--- start ---

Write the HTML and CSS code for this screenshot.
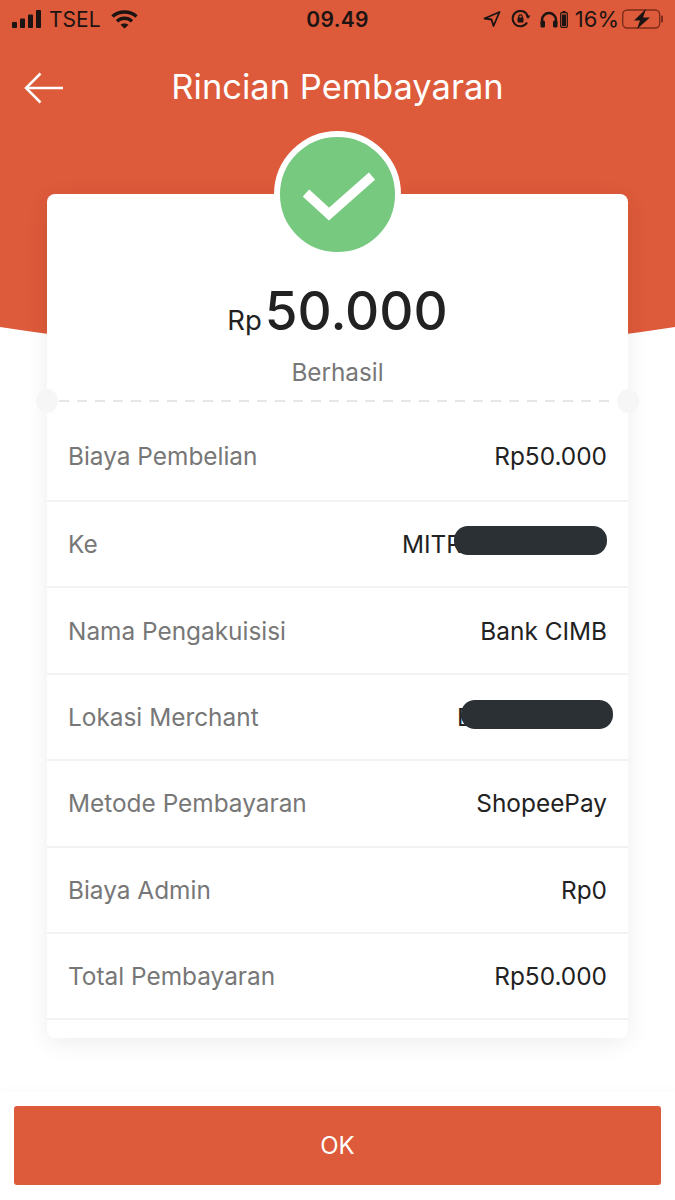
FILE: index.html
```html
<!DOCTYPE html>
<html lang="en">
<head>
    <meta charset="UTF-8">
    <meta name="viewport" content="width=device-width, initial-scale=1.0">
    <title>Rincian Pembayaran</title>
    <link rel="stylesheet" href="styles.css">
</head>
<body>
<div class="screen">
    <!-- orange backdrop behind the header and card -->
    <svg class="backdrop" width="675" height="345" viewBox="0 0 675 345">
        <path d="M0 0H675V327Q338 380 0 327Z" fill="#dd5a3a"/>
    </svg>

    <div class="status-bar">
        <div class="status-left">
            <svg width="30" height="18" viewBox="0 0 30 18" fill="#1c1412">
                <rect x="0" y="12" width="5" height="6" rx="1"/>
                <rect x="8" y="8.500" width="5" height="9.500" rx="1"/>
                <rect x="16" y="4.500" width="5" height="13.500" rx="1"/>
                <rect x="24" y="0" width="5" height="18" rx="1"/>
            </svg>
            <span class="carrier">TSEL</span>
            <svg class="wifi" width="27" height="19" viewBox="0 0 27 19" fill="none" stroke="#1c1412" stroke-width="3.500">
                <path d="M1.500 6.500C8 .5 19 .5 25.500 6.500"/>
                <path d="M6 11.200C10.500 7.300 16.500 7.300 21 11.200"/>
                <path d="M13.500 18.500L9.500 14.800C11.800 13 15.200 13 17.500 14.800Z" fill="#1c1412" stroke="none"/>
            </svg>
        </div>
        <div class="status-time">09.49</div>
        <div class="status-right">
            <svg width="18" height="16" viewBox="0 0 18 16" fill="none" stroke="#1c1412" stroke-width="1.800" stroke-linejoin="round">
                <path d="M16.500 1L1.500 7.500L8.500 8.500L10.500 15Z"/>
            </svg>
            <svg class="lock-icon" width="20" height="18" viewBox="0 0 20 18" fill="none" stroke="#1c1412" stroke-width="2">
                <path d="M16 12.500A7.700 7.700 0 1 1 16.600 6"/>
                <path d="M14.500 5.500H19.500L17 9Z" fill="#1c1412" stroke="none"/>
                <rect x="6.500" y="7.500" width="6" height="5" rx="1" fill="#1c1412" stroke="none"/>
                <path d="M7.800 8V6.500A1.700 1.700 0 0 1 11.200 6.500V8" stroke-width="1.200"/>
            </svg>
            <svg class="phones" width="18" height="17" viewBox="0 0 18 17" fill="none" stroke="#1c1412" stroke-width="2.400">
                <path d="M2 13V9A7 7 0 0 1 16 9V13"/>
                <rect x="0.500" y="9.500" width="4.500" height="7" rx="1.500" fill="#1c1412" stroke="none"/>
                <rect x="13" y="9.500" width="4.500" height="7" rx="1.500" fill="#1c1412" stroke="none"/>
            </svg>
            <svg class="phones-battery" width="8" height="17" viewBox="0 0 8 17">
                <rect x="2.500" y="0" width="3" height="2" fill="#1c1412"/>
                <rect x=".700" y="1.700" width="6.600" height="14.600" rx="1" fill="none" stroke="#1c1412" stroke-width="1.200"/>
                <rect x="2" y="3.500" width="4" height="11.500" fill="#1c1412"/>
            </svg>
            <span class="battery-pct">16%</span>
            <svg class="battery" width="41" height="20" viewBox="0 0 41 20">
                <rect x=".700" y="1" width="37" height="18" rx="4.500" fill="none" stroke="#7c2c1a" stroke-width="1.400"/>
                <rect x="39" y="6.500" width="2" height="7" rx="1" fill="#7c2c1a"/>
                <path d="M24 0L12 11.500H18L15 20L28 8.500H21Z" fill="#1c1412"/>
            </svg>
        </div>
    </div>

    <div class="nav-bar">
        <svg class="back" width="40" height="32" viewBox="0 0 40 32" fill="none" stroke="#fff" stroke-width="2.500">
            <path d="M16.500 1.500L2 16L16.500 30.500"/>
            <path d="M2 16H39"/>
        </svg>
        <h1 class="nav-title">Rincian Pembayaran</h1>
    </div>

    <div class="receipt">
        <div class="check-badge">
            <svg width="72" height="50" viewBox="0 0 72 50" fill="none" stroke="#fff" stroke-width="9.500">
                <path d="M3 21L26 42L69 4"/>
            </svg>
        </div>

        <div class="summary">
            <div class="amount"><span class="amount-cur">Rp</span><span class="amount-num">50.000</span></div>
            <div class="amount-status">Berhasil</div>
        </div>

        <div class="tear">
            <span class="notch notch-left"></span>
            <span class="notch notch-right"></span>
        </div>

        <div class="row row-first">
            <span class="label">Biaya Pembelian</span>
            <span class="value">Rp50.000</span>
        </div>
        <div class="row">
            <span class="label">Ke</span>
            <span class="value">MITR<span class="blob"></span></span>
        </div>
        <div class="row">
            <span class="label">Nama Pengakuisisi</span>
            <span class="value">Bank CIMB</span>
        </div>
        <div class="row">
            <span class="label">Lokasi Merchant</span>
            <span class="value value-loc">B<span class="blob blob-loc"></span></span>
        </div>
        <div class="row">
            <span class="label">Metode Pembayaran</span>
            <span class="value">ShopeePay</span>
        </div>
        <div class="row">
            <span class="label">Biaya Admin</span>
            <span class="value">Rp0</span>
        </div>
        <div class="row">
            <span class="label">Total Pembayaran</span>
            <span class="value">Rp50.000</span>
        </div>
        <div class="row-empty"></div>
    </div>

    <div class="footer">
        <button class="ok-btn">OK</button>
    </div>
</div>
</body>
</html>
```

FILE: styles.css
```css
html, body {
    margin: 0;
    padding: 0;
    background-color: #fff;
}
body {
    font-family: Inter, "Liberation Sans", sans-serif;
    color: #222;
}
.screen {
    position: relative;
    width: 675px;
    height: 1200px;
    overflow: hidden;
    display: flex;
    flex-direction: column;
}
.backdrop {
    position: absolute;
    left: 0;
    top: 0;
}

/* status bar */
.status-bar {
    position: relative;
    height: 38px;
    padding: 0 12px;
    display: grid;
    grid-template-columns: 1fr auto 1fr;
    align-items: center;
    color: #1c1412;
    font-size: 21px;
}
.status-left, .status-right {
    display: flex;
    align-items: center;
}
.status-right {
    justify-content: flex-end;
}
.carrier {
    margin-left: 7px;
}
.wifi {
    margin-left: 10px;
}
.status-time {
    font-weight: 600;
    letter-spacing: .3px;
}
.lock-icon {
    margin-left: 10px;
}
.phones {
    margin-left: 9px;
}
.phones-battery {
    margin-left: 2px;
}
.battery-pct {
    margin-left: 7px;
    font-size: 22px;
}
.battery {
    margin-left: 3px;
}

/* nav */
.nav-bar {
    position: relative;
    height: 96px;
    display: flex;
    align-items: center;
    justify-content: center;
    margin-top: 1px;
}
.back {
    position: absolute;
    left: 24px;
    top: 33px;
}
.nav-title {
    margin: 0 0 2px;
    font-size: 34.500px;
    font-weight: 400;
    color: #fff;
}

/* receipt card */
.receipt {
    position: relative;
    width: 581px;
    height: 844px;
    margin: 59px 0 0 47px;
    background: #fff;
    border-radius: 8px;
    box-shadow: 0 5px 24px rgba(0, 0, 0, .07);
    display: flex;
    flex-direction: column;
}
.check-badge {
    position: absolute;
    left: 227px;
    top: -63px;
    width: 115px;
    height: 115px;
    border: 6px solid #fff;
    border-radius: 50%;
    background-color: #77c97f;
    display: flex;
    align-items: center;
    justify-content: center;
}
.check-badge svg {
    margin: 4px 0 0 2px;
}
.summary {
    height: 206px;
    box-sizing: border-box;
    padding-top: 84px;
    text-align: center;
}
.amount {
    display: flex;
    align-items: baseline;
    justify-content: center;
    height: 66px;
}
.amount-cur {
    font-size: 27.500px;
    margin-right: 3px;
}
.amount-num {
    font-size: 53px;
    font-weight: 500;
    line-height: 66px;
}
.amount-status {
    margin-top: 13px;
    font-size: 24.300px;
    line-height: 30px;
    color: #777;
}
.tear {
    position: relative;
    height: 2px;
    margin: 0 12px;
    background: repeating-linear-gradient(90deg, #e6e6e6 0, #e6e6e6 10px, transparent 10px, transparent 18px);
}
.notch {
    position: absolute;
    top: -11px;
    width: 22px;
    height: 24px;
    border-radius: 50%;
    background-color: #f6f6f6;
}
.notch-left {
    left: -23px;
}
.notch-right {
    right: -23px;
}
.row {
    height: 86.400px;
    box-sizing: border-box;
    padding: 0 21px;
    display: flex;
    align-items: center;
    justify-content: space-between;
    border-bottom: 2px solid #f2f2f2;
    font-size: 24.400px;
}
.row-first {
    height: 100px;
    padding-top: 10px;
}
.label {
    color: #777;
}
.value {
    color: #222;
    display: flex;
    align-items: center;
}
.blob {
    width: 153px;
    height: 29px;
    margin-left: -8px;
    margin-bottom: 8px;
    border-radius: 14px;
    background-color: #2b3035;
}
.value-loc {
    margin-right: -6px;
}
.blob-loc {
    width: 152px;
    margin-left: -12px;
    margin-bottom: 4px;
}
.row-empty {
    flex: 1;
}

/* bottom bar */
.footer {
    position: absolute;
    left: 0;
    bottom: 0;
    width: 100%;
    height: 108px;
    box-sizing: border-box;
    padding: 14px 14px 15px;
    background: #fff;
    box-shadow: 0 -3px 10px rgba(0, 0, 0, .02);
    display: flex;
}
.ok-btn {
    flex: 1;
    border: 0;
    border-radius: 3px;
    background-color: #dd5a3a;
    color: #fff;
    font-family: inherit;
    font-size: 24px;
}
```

--- end ---
--- start ---

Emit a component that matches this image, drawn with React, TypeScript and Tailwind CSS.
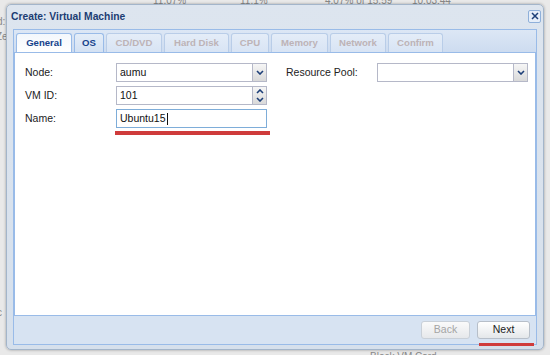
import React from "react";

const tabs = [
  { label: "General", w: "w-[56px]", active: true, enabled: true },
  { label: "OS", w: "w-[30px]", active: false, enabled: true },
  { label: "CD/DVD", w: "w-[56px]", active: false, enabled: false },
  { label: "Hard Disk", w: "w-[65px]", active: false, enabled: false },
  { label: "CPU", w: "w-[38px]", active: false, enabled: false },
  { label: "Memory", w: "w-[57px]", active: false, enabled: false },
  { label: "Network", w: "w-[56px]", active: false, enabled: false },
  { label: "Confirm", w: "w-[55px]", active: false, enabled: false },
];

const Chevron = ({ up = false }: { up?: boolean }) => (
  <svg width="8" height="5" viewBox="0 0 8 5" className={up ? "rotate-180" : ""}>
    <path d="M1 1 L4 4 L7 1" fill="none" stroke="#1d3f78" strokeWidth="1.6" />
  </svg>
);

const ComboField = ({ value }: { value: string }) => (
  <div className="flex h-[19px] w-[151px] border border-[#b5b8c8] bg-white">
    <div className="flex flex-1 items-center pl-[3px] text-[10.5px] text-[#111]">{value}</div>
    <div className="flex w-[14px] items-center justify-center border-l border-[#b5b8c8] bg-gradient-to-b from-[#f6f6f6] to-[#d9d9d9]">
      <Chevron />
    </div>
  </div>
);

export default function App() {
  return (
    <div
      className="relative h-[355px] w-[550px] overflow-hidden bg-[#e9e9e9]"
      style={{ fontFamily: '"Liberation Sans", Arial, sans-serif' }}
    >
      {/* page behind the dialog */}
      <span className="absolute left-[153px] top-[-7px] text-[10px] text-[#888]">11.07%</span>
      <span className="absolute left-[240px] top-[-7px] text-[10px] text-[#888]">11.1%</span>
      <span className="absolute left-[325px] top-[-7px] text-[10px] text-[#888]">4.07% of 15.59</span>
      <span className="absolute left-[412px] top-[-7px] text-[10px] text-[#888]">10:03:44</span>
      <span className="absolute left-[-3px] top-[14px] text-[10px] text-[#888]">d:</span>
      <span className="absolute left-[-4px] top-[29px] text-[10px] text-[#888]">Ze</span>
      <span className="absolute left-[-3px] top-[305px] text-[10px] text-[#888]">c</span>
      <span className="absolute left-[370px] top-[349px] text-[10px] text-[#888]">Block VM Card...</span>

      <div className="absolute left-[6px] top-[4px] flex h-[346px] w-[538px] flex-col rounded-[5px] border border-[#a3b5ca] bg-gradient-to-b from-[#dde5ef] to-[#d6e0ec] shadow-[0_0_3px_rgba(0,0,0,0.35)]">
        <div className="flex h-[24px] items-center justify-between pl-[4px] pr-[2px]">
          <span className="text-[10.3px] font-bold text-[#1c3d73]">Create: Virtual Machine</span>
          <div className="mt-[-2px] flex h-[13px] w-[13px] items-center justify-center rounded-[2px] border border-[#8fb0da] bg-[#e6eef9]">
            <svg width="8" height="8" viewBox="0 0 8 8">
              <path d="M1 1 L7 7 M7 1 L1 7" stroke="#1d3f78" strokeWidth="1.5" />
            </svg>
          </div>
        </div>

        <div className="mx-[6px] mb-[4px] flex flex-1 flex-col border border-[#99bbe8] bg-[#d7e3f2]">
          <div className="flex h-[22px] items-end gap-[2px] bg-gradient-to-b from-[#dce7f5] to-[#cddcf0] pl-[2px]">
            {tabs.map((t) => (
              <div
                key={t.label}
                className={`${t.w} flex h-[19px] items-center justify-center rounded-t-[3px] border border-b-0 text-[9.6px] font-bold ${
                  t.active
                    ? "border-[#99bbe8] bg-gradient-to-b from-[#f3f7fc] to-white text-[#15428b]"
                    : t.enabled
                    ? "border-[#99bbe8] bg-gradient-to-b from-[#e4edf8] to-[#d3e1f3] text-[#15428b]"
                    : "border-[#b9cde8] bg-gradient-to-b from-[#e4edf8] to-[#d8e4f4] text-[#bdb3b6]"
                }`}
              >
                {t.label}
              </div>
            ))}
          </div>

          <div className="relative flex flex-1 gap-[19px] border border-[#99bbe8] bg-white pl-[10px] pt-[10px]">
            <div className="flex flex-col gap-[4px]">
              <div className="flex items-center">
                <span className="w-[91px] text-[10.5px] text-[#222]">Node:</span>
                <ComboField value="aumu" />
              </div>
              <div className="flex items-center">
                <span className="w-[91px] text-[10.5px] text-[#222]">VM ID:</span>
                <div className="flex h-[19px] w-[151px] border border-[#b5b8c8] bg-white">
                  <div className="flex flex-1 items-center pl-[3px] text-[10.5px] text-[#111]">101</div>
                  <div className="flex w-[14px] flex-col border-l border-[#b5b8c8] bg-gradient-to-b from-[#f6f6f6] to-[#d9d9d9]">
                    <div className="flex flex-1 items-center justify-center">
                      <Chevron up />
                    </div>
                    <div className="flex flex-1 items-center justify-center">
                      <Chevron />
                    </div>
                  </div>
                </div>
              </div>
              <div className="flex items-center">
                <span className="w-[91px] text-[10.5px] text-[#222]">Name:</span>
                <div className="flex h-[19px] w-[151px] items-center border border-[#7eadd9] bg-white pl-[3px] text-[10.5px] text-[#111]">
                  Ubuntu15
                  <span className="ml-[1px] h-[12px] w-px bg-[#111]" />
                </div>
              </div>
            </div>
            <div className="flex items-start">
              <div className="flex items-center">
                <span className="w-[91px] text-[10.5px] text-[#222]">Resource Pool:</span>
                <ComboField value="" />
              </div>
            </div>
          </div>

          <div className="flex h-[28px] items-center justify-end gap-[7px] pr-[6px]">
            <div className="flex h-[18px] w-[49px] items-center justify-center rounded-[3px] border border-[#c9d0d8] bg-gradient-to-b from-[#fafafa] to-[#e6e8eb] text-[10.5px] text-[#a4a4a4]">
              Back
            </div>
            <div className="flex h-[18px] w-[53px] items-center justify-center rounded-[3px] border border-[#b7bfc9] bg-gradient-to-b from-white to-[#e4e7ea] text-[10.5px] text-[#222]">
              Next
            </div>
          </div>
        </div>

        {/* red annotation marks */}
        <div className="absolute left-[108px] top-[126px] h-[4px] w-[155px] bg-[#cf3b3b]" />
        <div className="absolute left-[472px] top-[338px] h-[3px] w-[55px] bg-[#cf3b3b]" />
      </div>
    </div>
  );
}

--- end ---

# GIVEN PROBLEM
Repeat the lines above exactly, beginning with the one containing "Emit a component" and finishing with the one containing "import React from". No pictures belong in the copy.

# RESPONSE BELOW
Emit a component that matches this image, drawn with React, TypeScript and Tailwind CSS.
import React from "react";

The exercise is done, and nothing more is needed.